-------- RECORD EXCERPTS --------

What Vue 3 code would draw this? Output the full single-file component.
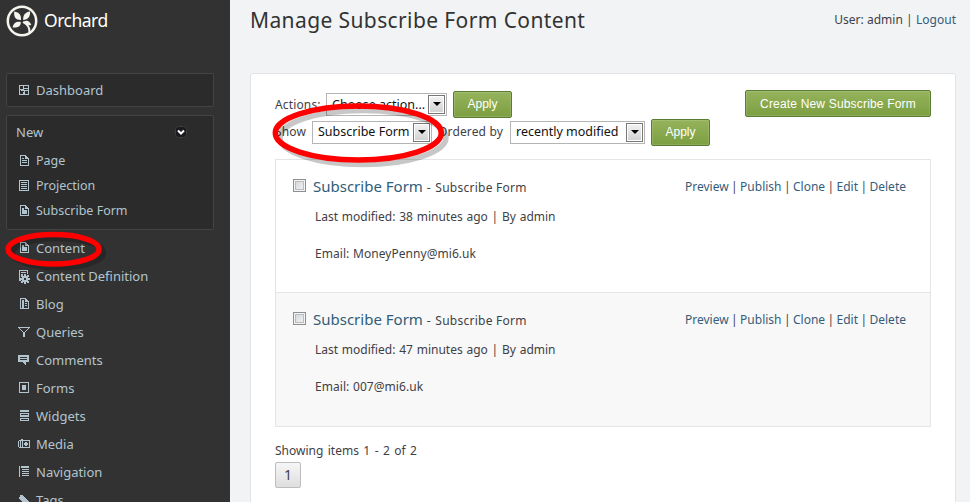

--------
-------- RECORD EXCERPTS --------

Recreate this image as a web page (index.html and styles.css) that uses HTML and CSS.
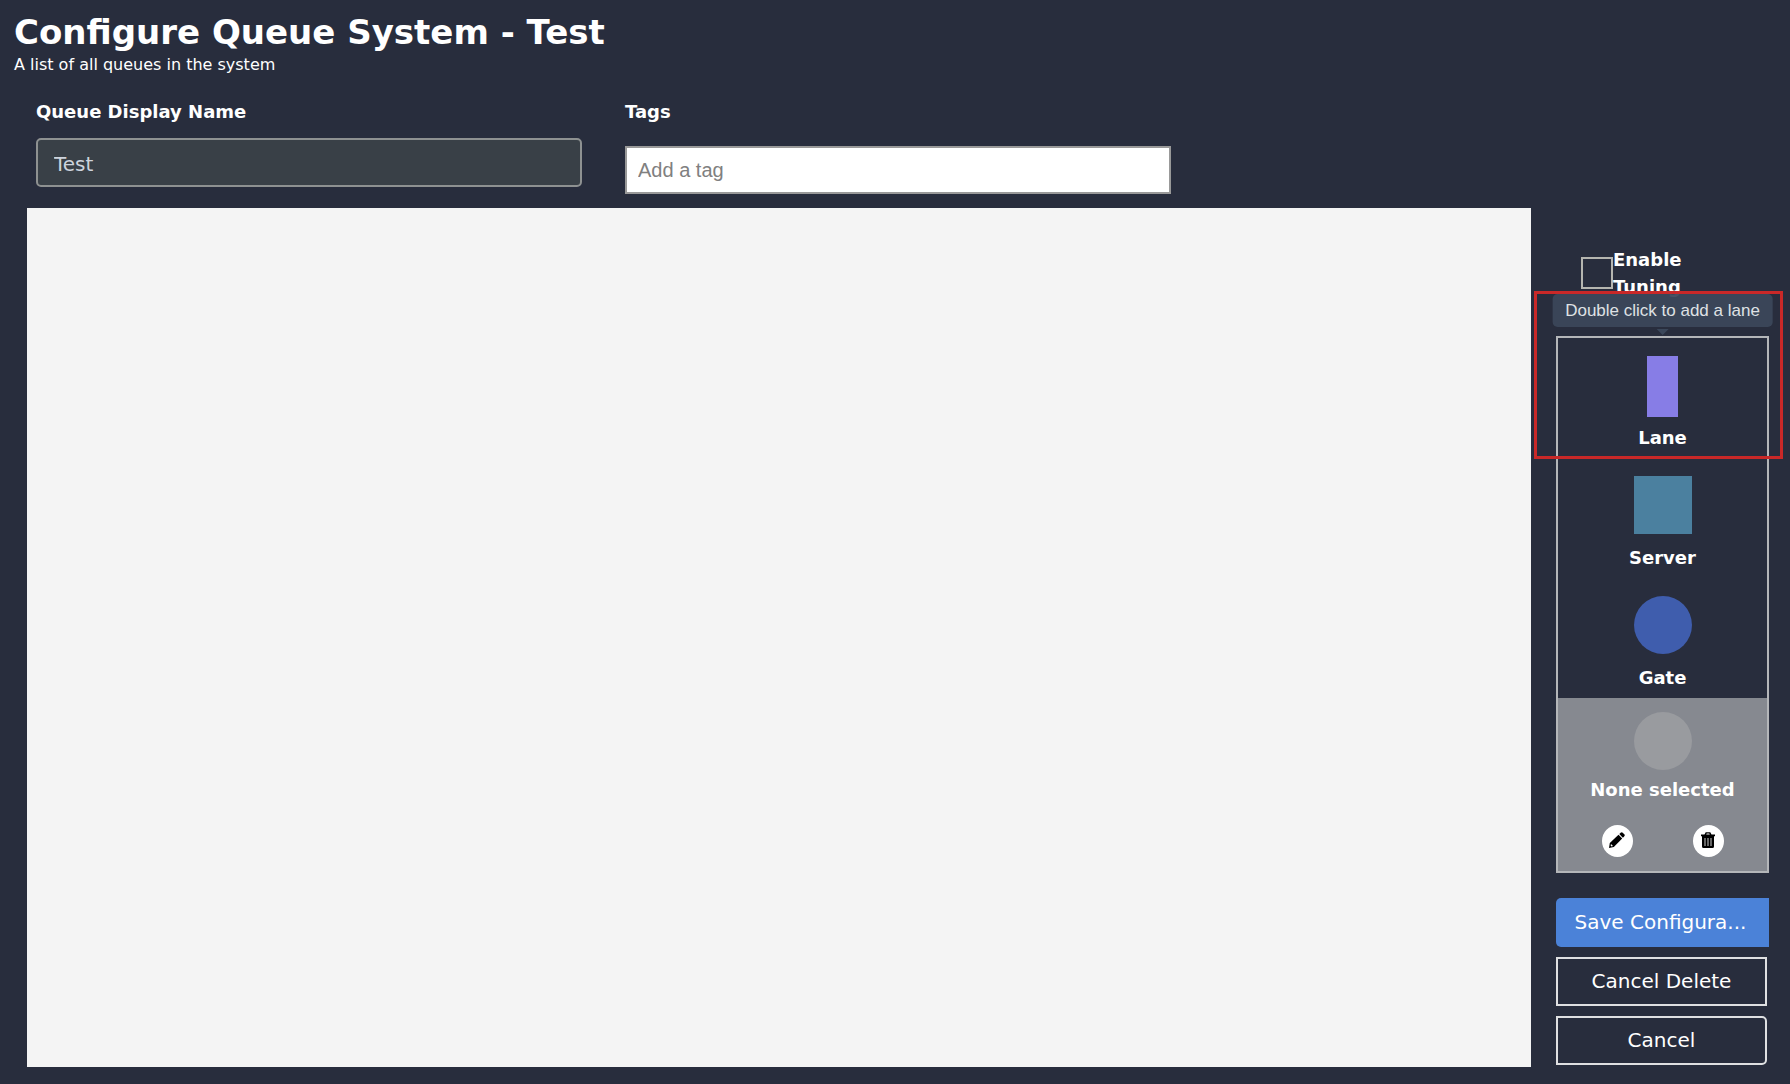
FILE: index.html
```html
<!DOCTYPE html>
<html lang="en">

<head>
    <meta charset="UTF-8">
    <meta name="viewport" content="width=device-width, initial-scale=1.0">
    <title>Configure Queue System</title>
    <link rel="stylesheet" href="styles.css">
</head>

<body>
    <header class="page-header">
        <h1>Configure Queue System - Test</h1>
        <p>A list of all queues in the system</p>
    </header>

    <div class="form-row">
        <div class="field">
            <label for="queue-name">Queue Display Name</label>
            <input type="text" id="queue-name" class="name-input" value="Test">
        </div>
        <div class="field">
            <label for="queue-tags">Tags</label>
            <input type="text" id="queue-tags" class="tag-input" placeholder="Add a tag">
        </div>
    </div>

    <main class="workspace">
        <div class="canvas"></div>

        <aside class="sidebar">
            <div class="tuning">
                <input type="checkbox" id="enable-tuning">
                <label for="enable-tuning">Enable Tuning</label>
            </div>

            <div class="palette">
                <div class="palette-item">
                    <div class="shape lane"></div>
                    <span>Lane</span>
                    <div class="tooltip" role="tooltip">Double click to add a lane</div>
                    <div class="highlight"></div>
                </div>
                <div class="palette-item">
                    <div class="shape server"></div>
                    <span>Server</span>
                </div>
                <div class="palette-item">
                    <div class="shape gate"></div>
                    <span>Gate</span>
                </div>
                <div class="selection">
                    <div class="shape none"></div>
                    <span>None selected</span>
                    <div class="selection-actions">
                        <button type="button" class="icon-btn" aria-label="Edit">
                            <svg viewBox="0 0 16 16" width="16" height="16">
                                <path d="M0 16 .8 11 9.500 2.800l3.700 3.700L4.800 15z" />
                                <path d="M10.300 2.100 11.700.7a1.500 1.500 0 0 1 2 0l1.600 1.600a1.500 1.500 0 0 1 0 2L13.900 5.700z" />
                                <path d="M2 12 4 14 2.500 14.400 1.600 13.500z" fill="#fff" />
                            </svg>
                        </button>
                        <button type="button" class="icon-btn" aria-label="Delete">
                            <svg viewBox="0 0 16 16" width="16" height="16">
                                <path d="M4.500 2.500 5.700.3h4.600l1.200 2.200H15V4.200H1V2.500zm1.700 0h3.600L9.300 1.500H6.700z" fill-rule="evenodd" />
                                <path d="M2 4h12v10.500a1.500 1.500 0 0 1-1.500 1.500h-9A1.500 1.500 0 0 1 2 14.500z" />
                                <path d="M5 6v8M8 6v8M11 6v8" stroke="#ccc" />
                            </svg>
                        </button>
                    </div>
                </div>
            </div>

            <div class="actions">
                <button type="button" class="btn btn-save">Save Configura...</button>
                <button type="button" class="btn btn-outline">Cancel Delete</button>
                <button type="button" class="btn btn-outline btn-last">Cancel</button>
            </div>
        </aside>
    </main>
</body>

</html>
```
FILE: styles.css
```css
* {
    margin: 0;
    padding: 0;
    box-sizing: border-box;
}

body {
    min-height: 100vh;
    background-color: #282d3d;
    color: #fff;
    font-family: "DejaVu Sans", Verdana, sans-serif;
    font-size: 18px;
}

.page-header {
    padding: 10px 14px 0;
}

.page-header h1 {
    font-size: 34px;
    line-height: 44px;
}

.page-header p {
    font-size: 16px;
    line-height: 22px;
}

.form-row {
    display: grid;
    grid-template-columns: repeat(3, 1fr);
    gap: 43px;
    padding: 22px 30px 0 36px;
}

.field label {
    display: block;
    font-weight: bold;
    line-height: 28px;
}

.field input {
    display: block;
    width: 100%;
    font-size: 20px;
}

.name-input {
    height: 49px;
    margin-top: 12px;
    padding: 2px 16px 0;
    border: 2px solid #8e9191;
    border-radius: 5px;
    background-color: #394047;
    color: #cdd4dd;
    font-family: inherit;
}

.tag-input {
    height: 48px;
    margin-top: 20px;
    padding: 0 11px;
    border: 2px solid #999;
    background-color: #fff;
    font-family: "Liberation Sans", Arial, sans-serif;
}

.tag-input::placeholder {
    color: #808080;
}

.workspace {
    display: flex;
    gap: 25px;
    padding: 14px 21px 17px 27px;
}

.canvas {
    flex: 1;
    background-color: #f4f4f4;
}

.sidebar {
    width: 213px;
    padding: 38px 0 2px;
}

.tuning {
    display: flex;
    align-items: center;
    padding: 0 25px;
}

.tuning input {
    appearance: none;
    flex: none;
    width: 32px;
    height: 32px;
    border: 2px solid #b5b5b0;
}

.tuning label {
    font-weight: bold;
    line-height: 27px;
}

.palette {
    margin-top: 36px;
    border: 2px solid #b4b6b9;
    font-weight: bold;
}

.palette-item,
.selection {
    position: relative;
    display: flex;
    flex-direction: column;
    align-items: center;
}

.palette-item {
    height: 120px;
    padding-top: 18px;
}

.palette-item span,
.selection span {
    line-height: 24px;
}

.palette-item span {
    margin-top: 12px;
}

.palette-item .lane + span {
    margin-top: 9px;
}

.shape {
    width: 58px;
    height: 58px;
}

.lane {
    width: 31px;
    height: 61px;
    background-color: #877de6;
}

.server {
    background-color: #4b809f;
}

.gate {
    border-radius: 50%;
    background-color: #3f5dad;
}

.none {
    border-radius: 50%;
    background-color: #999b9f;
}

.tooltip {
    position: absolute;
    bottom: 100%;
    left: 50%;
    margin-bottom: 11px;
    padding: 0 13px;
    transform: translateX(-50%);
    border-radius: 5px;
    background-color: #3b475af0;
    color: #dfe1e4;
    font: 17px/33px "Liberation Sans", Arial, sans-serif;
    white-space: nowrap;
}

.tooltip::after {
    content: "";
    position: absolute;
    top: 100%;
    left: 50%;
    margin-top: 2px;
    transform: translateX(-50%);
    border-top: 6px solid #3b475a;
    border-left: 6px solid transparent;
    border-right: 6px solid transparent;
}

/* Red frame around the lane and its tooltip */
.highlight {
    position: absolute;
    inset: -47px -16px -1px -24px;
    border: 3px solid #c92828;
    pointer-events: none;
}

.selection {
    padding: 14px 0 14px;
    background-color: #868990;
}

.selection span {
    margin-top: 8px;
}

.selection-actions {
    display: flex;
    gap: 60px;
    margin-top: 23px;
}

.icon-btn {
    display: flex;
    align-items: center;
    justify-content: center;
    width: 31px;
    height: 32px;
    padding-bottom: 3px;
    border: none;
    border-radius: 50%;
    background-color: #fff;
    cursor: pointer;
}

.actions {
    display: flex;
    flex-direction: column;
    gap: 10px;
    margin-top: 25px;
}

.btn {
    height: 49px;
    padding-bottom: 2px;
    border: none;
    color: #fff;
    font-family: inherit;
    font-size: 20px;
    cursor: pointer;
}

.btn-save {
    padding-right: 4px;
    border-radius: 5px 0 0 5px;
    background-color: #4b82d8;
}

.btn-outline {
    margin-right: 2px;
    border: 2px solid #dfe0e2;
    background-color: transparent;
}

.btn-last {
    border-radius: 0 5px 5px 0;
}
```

--------

**DO THIS**
Find every line in the records that contains the word "styles"; copy those lines.

**THE SOLUTION**
Recreate this image as a web page (index.html and styles.css) that uses HTML and CSS.
    <link rel="stylesheet" href="styles.css">
FILE: styles.css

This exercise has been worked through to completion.